[START INFORMATION PROVIDED]

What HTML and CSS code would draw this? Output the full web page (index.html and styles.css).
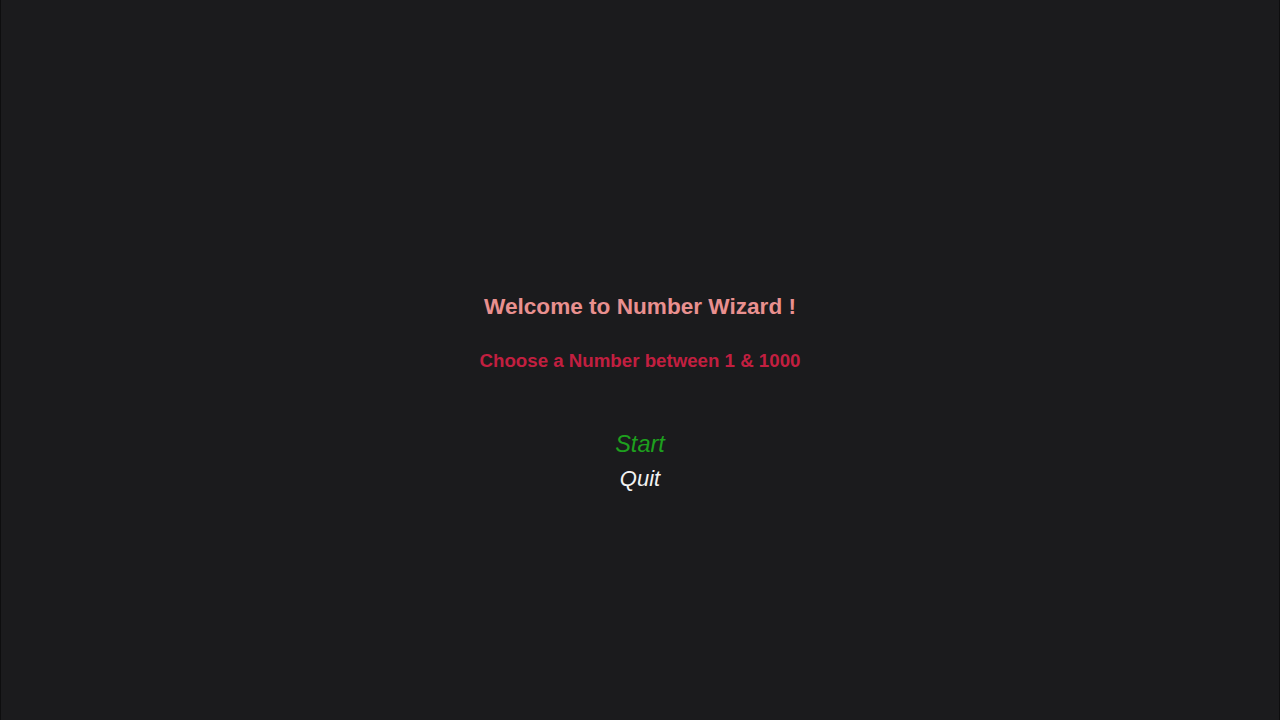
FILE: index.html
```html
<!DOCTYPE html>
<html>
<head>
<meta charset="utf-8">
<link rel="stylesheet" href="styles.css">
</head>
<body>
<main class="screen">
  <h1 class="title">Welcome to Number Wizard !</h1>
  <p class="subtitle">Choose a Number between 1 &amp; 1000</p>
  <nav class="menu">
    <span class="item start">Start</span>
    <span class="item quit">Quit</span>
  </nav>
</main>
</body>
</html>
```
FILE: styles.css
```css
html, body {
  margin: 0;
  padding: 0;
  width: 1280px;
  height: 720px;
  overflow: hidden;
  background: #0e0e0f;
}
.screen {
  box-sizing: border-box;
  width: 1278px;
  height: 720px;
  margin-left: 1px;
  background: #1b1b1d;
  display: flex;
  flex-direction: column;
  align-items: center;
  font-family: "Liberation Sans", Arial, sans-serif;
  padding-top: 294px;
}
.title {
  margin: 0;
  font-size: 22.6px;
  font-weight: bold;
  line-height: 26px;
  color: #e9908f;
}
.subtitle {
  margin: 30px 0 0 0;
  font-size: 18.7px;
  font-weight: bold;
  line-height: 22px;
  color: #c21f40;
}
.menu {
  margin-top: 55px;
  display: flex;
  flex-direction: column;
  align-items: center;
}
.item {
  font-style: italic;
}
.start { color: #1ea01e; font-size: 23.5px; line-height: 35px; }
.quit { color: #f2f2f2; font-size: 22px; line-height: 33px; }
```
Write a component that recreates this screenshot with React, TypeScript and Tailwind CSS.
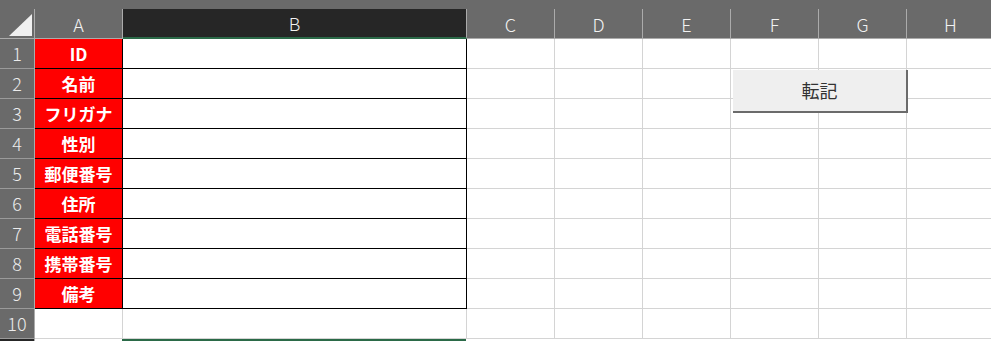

[END INFORMATION PROVIDED]

» **SHORT EXERCISE**
Skip the images and write out the rest of the listing exactly.

» **SOLUTION TO THIS EXERCISE**
What HTML and CSS code would draw this? Output the full web page (index.html and styles.css).
FILE: index.html
```html
<!DOCTYPE html>
<html>
<head>
<meta charset="utf-8">
<link rel="stylesheet" href="styles.css">
</head>
<body>
<main class="screen">
  <h1 class="title">Welcome to Number Wizard !</h1>
  <p class="subtitle">Choose a Number between 1 &amp; 1000</p>
  <nav class="menu">
    <span class="item start">Start</span>
    <span class="item quit">Quit</span>
  </nav>
</main>
</body>
</html>
```
FILE: styles.css
```css
html, body {
  margin: 0;
  padding: 0;
  width: 1280px;
  height: 720px;
  overflow: hidden;
  background: #0e0e0f;
}
.screen {
  box-sizing: border-box;
  width: 1278px;
  height: 720px;
  margin-left: 1px;
  background: #1b1b1d;
  display: flex;
  flex-direction: column;
  align-items: center;
  font-family: "Liberation Sans", Arial, sans-serif;
  padding-top: 294px;
}
.title {
  margin: 0;
  font-size: 22.6px;
  font-weight: bold;
  line-height: 26px;
  color: #e9908f;
}
.subtitle {
  margin: 30px 0 0 0;
  font-size: 18.7px;
  font-weight: bold;
  line-height: 22px;
  color: #c21f40;
}
.menu {
  margin-top: 55px;
  display: flex;
  flex-direction: column;
  align-items: center;
}
.item {
  font-style: italic;
}
.start { color: #1ea01e; font-size: 23.5px; line-height: 35px; }
.quit { color: #f2f2f2; font-size: 22px; line-height: 33px; }
```
Write a component that recreates this screenshot with React, TypeScript and Tailwind CSS.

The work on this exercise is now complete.